What to work on — Working from the data below, reproduce exactly the lines starting at the one that holds "Recreate this image" and ending at the one that holds "const days = buildDays();". Pictures are excluded.

(Rows from a dataset of pages and code)
☆ ☆ ☆
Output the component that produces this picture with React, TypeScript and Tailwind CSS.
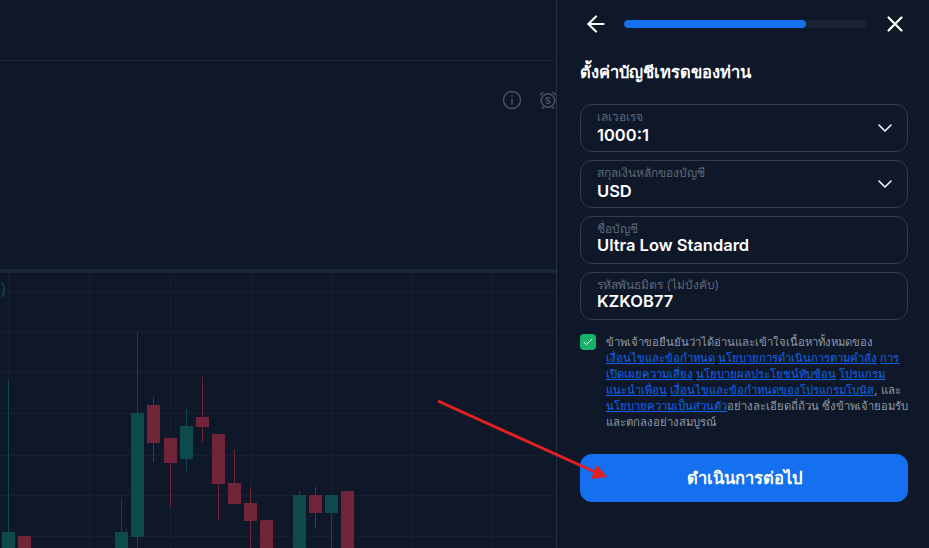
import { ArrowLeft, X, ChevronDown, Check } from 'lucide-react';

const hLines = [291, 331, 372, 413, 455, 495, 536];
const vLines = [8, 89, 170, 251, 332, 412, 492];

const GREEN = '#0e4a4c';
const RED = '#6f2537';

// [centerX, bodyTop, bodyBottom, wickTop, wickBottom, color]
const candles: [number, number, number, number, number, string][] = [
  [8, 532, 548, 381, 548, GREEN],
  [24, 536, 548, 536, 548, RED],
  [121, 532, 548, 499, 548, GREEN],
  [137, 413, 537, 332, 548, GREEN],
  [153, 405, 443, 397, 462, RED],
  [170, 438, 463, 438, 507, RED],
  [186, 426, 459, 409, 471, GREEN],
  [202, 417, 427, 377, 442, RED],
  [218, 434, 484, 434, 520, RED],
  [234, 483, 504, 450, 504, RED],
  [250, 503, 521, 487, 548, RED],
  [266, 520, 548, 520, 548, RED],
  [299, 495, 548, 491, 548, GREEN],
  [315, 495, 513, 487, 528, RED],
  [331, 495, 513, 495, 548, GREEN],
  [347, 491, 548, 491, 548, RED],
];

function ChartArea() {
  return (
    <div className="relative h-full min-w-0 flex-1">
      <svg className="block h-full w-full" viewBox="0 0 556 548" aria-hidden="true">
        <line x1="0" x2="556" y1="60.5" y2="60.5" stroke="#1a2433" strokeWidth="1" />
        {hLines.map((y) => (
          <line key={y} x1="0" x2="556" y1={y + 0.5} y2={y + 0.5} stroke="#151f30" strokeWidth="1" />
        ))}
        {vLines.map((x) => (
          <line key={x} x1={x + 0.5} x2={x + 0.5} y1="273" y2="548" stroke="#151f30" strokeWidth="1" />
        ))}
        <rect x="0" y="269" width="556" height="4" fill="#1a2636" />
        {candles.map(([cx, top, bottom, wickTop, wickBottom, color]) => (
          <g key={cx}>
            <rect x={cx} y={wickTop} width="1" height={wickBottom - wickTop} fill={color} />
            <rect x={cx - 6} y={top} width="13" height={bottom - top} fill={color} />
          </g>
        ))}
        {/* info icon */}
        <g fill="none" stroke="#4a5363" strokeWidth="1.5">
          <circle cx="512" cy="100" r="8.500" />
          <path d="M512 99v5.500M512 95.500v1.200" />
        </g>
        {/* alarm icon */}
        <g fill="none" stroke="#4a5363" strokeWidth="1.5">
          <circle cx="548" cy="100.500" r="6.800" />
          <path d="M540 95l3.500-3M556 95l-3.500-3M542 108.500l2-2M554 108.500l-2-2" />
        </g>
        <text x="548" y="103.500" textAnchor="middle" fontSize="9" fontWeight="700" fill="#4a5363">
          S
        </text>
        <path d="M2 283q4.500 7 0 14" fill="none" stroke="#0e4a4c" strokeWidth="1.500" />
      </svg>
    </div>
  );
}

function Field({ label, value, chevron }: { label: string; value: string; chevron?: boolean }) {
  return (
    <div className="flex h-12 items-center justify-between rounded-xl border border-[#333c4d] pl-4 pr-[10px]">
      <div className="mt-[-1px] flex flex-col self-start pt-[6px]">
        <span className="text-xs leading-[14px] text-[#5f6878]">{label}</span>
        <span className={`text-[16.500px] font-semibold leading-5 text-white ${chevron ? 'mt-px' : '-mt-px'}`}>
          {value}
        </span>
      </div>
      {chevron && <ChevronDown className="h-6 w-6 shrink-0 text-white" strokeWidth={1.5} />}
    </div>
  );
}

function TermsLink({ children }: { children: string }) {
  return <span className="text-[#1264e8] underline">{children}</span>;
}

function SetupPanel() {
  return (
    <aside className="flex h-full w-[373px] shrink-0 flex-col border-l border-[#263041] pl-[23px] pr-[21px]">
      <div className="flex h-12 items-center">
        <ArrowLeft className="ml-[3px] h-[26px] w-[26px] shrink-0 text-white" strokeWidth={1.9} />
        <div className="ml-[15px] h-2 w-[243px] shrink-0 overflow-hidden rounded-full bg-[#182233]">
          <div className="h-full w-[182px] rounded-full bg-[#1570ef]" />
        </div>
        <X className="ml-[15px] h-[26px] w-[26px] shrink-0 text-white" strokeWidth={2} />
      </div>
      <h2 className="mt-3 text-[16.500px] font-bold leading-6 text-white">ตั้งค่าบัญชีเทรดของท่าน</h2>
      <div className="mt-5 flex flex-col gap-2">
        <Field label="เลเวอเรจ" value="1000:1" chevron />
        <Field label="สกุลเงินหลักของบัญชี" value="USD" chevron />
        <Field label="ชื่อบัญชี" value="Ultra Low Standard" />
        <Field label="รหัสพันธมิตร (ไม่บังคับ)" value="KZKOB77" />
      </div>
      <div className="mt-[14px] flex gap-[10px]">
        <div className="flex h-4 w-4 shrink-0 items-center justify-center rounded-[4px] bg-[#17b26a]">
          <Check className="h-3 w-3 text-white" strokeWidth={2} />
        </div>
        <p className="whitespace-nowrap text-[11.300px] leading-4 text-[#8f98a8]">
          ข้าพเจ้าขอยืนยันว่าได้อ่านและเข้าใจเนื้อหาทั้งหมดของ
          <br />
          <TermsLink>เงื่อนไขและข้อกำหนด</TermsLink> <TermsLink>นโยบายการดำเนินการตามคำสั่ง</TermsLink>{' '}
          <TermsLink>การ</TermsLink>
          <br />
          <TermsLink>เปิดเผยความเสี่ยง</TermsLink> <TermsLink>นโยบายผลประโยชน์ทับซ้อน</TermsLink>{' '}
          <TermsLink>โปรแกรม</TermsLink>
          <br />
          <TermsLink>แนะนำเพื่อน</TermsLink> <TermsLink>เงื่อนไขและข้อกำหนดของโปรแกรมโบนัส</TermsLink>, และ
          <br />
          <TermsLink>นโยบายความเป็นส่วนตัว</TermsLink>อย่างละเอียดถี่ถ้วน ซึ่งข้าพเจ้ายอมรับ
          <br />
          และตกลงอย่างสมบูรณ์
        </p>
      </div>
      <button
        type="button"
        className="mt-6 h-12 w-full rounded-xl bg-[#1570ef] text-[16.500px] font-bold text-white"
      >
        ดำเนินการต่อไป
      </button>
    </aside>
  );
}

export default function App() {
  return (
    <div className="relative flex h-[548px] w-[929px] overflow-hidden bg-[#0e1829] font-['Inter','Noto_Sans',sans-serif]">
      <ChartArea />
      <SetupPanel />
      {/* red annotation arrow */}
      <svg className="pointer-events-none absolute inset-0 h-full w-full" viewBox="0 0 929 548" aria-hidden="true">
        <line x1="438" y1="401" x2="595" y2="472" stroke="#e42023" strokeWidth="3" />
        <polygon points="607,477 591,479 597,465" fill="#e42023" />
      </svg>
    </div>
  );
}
☆ ☆ ☆
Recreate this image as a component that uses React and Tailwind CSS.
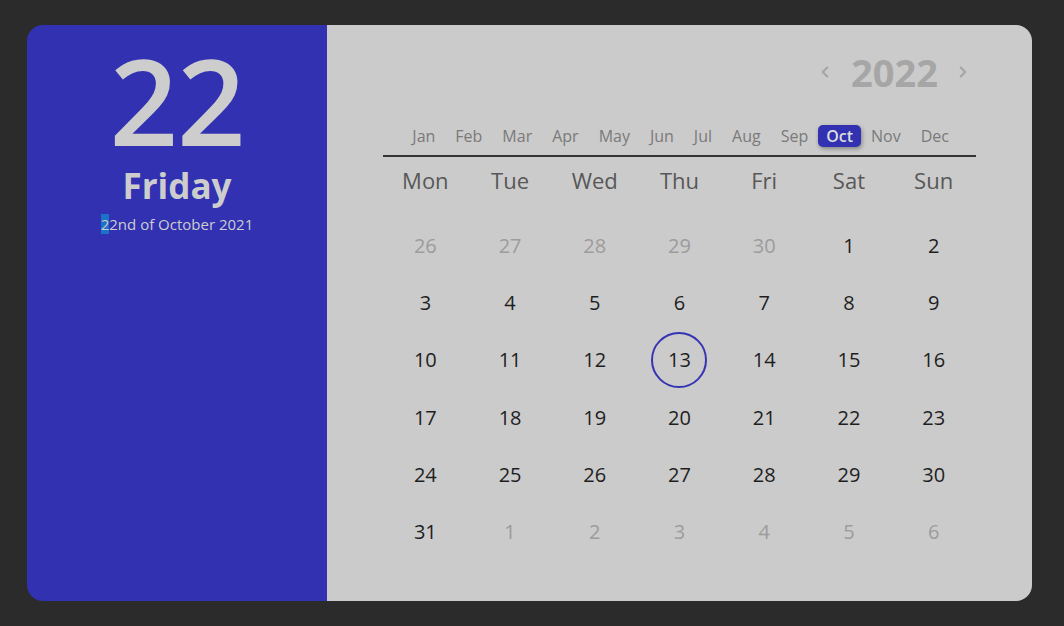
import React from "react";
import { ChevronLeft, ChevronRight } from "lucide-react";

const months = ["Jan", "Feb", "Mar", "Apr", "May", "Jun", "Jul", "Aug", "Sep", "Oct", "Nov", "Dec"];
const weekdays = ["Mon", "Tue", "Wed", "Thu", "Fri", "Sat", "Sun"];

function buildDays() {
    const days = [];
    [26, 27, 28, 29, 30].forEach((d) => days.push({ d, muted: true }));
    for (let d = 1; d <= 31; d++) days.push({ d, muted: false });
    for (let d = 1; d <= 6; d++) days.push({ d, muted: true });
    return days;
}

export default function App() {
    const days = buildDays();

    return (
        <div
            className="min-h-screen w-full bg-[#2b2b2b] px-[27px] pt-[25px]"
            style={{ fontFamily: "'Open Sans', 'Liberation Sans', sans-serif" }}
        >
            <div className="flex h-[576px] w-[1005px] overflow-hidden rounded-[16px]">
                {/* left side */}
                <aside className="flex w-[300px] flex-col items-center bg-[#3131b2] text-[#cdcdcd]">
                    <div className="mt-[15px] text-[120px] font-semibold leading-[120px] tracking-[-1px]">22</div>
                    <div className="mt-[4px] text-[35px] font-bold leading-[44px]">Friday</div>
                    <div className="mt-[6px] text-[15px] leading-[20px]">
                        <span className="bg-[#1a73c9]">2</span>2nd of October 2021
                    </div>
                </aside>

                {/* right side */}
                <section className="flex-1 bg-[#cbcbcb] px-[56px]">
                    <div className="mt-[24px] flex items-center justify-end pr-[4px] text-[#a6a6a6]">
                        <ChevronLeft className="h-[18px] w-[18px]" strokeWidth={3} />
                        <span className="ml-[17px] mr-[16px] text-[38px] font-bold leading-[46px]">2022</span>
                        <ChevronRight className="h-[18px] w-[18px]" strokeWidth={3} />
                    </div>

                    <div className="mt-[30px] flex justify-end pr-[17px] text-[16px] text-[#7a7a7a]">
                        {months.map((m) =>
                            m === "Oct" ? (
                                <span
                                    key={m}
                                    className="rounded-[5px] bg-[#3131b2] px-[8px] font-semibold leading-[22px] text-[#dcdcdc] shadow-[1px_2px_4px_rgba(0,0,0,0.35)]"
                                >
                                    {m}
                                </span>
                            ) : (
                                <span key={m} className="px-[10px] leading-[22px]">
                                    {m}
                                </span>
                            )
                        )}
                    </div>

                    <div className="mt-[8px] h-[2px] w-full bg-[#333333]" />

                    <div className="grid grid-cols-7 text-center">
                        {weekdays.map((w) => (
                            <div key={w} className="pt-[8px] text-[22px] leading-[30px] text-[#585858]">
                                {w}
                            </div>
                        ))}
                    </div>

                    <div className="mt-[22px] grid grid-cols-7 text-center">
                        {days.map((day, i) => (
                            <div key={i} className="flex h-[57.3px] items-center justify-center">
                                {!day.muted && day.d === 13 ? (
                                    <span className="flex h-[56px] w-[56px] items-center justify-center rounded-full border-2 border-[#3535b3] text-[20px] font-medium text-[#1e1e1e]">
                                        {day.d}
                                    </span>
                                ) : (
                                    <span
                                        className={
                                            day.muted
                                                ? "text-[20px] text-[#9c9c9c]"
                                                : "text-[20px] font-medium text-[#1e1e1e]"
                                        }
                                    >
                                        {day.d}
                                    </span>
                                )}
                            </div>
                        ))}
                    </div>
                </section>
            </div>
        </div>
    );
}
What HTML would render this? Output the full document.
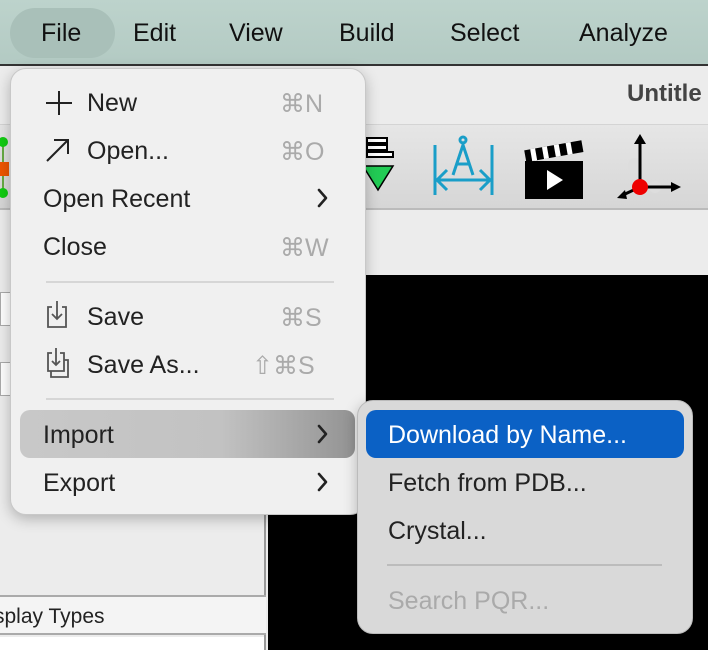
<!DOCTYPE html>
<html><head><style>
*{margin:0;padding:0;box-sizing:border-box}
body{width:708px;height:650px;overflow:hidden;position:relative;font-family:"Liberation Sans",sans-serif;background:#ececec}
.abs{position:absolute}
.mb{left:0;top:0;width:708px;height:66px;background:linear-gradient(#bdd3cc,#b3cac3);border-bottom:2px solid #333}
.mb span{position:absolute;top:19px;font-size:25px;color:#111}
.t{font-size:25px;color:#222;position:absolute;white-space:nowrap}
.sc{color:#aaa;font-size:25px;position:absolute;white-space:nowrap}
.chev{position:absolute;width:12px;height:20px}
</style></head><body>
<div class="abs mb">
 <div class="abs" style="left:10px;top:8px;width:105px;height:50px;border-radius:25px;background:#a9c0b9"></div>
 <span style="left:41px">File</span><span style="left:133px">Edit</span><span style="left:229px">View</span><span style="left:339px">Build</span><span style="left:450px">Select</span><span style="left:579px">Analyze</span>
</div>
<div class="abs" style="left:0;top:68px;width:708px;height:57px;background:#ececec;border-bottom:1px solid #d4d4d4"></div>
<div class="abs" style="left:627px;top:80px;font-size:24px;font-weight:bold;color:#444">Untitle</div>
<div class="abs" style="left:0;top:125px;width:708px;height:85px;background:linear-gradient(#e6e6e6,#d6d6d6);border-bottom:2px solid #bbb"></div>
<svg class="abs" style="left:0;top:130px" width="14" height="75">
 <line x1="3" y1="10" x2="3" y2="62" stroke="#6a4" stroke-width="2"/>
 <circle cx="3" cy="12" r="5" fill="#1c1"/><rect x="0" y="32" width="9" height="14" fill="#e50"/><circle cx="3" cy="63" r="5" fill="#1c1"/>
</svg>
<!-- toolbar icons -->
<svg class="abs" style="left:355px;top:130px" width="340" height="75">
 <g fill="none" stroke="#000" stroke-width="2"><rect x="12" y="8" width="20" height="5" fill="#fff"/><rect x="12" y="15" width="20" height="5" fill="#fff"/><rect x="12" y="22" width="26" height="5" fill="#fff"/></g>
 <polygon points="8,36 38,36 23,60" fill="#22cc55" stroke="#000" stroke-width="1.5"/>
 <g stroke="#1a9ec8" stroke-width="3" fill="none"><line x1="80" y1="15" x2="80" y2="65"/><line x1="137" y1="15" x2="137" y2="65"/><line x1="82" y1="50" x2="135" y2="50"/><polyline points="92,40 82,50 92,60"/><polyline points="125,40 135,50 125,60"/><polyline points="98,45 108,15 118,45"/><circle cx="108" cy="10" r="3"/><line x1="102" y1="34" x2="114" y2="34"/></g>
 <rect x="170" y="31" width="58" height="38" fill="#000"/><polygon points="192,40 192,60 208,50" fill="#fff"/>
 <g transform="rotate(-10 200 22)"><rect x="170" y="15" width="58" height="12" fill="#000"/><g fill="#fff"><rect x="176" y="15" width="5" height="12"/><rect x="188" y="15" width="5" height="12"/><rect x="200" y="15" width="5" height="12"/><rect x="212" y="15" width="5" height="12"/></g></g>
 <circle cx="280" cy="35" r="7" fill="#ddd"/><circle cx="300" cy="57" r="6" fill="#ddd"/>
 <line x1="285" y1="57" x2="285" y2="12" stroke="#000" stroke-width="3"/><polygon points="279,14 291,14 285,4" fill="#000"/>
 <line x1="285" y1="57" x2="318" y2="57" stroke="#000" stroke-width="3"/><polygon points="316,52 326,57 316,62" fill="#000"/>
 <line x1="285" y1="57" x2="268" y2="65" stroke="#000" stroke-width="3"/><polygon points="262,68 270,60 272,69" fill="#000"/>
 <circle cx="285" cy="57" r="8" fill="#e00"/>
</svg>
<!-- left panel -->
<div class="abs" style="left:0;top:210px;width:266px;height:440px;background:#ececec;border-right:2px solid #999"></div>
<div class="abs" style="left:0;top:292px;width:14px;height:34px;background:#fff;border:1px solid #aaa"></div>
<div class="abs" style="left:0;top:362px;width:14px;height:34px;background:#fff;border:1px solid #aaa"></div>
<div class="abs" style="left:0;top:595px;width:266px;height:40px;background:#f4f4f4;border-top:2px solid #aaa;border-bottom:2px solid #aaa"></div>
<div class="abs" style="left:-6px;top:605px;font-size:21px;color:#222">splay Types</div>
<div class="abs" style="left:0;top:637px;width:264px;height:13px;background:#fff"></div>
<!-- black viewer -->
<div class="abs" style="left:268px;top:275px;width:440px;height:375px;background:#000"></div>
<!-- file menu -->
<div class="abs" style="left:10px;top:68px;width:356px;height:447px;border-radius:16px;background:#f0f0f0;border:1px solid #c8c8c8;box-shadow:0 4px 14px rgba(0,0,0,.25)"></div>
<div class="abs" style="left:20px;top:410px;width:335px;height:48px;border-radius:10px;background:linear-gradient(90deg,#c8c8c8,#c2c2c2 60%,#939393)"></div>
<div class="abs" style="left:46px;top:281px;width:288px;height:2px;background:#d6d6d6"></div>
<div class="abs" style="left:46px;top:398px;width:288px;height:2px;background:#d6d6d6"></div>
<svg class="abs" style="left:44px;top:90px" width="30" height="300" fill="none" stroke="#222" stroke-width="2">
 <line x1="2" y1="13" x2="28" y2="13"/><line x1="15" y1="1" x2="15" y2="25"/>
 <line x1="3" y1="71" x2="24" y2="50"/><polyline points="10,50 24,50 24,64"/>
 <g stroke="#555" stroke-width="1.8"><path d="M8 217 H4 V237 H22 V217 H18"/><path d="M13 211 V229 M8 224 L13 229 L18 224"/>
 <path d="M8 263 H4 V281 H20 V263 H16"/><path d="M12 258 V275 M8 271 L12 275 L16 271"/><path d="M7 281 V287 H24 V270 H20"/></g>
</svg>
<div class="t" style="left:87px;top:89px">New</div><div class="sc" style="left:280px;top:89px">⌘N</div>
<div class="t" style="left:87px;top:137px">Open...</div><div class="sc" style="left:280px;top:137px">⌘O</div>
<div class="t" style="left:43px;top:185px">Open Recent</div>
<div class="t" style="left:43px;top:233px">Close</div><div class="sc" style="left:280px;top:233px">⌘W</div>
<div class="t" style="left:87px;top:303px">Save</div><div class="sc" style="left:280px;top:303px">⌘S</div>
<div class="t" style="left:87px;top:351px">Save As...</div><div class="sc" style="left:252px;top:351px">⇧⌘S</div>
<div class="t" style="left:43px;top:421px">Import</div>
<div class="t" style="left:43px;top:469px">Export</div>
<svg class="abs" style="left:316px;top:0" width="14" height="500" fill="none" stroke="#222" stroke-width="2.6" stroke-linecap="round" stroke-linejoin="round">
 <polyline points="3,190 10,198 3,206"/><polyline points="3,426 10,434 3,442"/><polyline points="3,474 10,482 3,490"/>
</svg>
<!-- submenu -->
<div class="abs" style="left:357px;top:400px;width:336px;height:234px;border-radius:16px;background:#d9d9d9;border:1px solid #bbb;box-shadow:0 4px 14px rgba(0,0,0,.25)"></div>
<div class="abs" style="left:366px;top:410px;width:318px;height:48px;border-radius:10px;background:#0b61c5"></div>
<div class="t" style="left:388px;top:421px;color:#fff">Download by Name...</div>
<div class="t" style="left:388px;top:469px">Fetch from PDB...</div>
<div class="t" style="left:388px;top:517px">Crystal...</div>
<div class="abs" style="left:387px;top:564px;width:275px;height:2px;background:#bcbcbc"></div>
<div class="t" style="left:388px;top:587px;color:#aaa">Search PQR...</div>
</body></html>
☆ ☆ ☆
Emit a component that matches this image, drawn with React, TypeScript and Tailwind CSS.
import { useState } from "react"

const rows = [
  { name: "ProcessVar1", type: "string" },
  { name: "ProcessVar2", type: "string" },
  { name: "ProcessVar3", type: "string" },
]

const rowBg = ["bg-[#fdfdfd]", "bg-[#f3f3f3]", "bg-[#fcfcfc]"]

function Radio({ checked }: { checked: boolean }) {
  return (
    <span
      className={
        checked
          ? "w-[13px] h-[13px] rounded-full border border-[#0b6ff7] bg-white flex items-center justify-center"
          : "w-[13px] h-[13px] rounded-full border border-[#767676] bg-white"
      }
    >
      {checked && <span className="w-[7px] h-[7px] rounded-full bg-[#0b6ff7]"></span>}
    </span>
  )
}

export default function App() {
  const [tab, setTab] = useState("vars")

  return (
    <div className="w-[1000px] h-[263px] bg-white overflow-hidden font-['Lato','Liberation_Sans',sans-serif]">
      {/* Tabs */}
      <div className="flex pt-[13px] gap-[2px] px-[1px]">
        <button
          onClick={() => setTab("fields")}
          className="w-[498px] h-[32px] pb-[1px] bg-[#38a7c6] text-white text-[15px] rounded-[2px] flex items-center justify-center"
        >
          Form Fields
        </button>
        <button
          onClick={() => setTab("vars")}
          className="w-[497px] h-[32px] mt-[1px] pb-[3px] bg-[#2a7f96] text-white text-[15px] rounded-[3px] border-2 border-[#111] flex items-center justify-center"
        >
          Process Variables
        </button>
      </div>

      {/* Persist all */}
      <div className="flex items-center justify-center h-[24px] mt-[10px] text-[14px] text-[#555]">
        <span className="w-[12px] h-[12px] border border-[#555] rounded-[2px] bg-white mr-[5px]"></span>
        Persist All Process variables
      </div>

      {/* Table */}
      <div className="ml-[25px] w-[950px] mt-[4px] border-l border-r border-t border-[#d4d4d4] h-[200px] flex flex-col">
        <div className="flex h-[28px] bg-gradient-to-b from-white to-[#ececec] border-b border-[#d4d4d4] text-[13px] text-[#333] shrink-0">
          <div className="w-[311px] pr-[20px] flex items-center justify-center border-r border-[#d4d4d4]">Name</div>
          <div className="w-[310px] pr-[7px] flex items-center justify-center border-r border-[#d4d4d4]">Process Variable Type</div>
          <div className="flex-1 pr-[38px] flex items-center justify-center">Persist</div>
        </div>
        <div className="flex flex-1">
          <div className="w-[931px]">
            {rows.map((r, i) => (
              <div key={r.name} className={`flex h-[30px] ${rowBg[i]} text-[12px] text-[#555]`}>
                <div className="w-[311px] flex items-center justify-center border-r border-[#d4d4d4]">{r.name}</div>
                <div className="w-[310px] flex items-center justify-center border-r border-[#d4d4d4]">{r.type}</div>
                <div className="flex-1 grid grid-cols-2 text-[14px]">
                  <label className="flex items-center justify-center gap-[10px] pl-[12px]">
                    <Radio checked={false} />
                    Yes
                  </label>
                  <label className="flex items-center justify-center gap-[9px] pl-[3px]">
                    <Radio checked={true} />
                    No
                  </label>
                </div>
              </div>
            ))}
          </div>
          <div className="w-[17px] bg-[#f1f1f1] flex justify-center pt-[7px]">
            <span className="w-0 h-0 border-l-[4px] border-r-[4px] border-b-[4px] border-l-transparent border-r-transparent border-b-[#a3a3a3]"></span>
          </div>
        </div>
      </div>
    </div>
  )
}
☆ ☆ ☆
Exercise answer —
Recreate this image as a component that uses React and Tailwind CSS.
import React from "react";
import { ChevronLeft, ChevronRight } from "lucide-react";

const months = ["Jan", "Feb", "Mar", "Apr", "May", "Jun", "Jul", "Aug", "Sep", "Oct", "Nov", "Dec"];
const weekdays = ["Mon", "Tue", "Wed", "Thu", "Fri", "Sat", "Sun"];

function buildDays() {
    const days = [];
    [26, 27, 28, 29, 30].forEach((d) => days.push({ d, muted: true }));
    for (let d = 1; d <= 31; d++) days.push({ d, muted: false });
    for (let d = 1; d <= 6; d++) days.push({ d, muted: true });
    return days;
}

export default function App() {
    const days = buildDays();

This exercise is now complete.